Written exercise: Restate the listing that follows word for word, without its pictures.

Data provided:
--
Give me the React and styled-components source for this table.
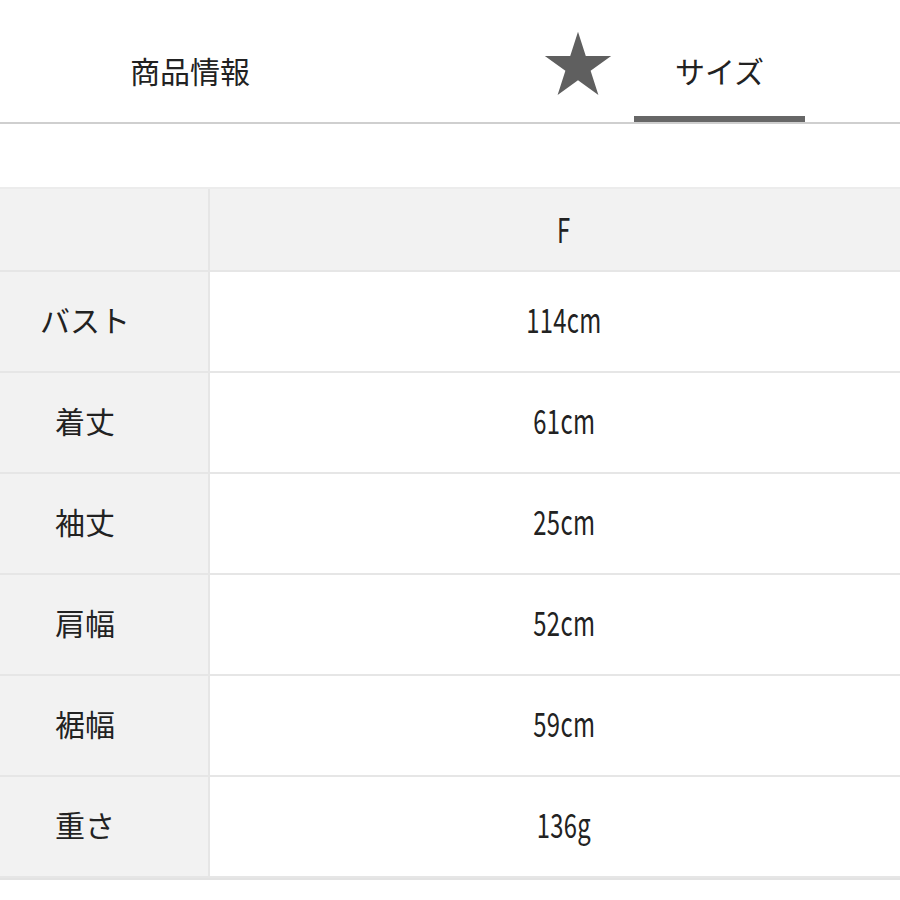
import styled, { createGlobalStyle } from "styled-components";

const GlobalStyle = createGlobalStyle`
  body {
    margin: 0;
    background: #fff;
    font-family: "Noto Sans CJK JP", "Noto Sans", sans-serif;
    color: #222;
  }
`;

const rows = [
  { label: "バスト", value: "114cm" },
  { label: "着丈", value: "61cm" },
  { label: "袖丈", value: "25cm" },
  { label: "肩幅", value: "52cm" },
  { label: "裾幅", value: "59cm" },
  { label: "重さ", value: "136g" },
];

export default function App() {
  return (
    <Page>
      <GlobalStyle />
      <Tabs>
        <Tab width={380}>商品情報</Tab>
        <StarBox>
          <svg width="68" height="68" viewBox="0 0 24 24">
            <path
              d="M12 0.3 L14.75 8.8 L23.7 8.8 L16.45 14.05 L19.2 22.6 L12 17.35 L4.8 22.6 L7.55 14.05 L0.3 8.8 L9.25 8.8 Z"
              fill="#5f5f5f"
            />
          </svg>
        </StarBox>
        <Tab width={171} active>
          サイズ
        </Tab>
      </Tabs>

      <Table>
        <HeadCell side />
        <HeadCell>
          <Num>F</Num>
        </HeadCell>
        {rows.map((row) => (
          <Row key={row.label}>
            <LabelCell>{row.label}</LabelCell>
            <ValueCell>
              <Num>{row.value}</Num>
            </ValueCell>
          </Row>
        ))}
      </Table>
    </Page>
  );
}

const Page = styled.div`
  width: 900px;
  height: 900px;
  overflow: hidden;
`;

const Tabs = styled.div`
  display: flex;
  height: 122px;
  border-bottom: 2px solid #cfcfcf;
`;

const Tab = styled.div`
  width: ${(p) => p.width}px;
  display: flex;
  align-items: center;
  justify-content: center;
  font-size: 30px;
  color: #222;
  box-sizing: border-box;
  padding-top: ${(p) => (p.active ? "24px" : "18px")};
  border-bottom: ${(p) => (p.active ? "6px solid #676767" : "none")};
`;

const StarBox = styled.div`
  width: 254px;
  display: flex;
  align-items: flex-start;
  justify-content: flex-end;
  padding-top: 31px;
  padding-right: 22px;
  box-sizing: border-box;
`;

const Table = styled.div`
  margin-top: 63px;
  margin-left: -38px;
  width: 956px;
  display: grid;
  grid-template-columns: 246px 1fr;
  border-top: 2px solid #ececec;
  border-bottom: 2px solid #e3e3e3;
`;

const Row = styled.div`
  display: contents;
`;

const HeadCell = styled.div`
  height: 83px;
  box-sizing: border-box;
  padding-bottom: 3px;
  background: #f2f2f2;
  border-left: ${(p) => (p.side ? "none" : "2px solid #e6e6e6")};
  border-bottom: 2px solid #e6e6e6;
  display: flex;
  align-items: center;
  justify-content: center;
`;

const LabelCell = styled.div`
  height: 101px;
  box-sizing: border-box;
  padding-bottom: 6px;
  background: #f2f2f2;
  border-bottom: 2px solid #e6e6e6;
  display: flex;
  align-items: center;
  justify-content: center;
  font-size: 30px;
  color: #222;
`;

const ValueCell = styled.div`
  height: 101px;
  box-sizing: border-box;
  padding-bottom: 6px;
  background: #fff;
  border-left: 2px solid #e6e6e6;
  border-bottom: 2px solid #e6e6e6;
  display: flex;
  align-items: center;
  justify-content: center;
`;

const Num = styled.span`
  display: inline-block;
  font-size: 34px;
  font-weight: 400;
  color: #222;
  transform: scaleX(0.7);
  letter-spacing: 0.5px;
`;
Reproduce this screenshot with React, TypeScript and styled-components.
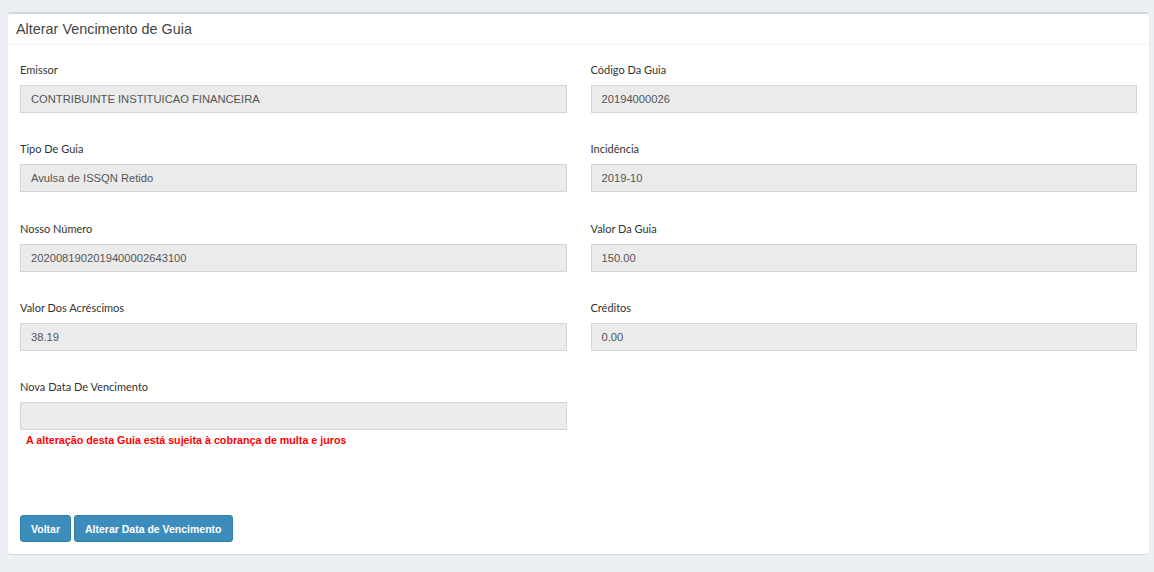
--
The output:
Give me the React and styled-components source for this table.
import styled, { createGlobalStyle } from "styled-components";

const GlobalStyle = createGlobalStyle`
  body {
    margin: 0;
    background: #fff;
    font-family: "Noto Sans CJK JP", "Noto Sans", sans-serif;
    color: #222;
  }
`;

const rows = [
  { label: "バスト", value: "114cm" },
  { label: "着丈", value: "61cm" },
  { label: "袖丈", value: "25cm" },
  { label: "肩幅", value: "52cm" },
  { label: "裾幅", value: "59cm" },
  { label: "重さ", value: "136g" },
];

export default function App() {
  return (
    <Page>
      <GlobalStyle />
      <Tabs>
        <Tab width={380}>商品情報</Tab>
        <StarBox>
          <svg width="68" height="68" viewBox="0 0 24 24">
            <path
              d="M12 0.3 L14.75 8.8 L23.7 8.8 L16.45 14.05 L19.2 22.6 L12 17.35 L4.8 22.6 L7.55 14.05 L0.3 8.8 L9.25 8.8 Z"
              fill="#5f5f5f"
            />
          </svg>
        </StarBox>
        <Tab width={171} active>
          サイズ
        </Tab>
      </Tabs>

      <Table>
        <HeadCell side />
        <HeadCell>
          <Num>F</Num>
        </HeadCell>
        {rows.map((row) => (
          <Row key={row.label}>
            <LabelCell>{row.label}</LabelCell>
            <ValueCell>
              <Num>{row.value}</Num>
            </ValueCell>
          </Row>
        ))}
      </Table>
    </Page>
  );
}

const Page = styled.div`
  width: 900px;
  height: 900px;
  overflow: hidden;
`;

const Tabs = styled.div`
  display: flex;
  height: 122px;
  border-bottom: 2px solid #cfcfcf;
`;

const Tab = styled.div`
  width: ${(p) => p.width}px;
  display: flex;
  align-items: center;
  justify-content: center;
  font-size: 30px;
  color: #222;
  box-sizing: border-box;
  padding-top: ${(p) => (p.active ? "24px" : "18px")};
  border-bottom: ${(p) => (p.active ? "6px solid #676767" : "none")};
`;

const StarBox = styled.div`
  width: 254px;
  display: flex;
  align-items: flex-start;
  justify-content: flex-end;
  padding-top: 31px;
  padding-right: 22px;
  box-sizing: border-box;
`;

const Table = styled.div`
  margin-top: 63px;
  margin-left: -38px;
  width: 956px;
  display: grid;
  grid-template-columns: 246px 1fr;
  border-top: 2px solid #ececec;
  border-bottom: 2px solid #e3e3e3;
`;

const Row = styled.div`
  display: contents;
`;

const HeadCell = styled.div`
  height: 83px;
  box-sizing: border-box;
  padding-bottom: 3px;
  background: #f2f2f2;
  border-left: ${(p) => (p.side ? "none" : "2px solid #e6e6e6")};
  border-bottom: 2px solid #e6e6e6;
  display: flex;
  align-items: center;
  justify-content: center;
`;

const LabelCell = styled.div`
  height: 101px;
  box-sizing: border-box;
  padding-bottom: 6px;
  background: #f2f2f2;
  border-bottom: 2px solid #e6e6e6;
  display: flex;
  align-items: center;
  justify-content: center;
  font-size: 30px;
  color: #222;
`;

const ValueCell = styled.div`
  height: 101px;
  box-sizing: border-box;
  padding-bottom: 6px;
  background: #fff;
  border-left: 2px solid #e6e6e6;
  border-bottom: 2px solid #e6e6e6;
  display: flex;
  align-items: center;
  justify-content: center;
`;

const Num = styled.span`
  display: inline-block;
  font-size: 34px;
  font-weight: 400;
  color: #222;
  transform: scaleX(0.7);
  letter-spacing: 0.5px;
`;
Reproduce this screenshot with React, TypeScript and styled-components.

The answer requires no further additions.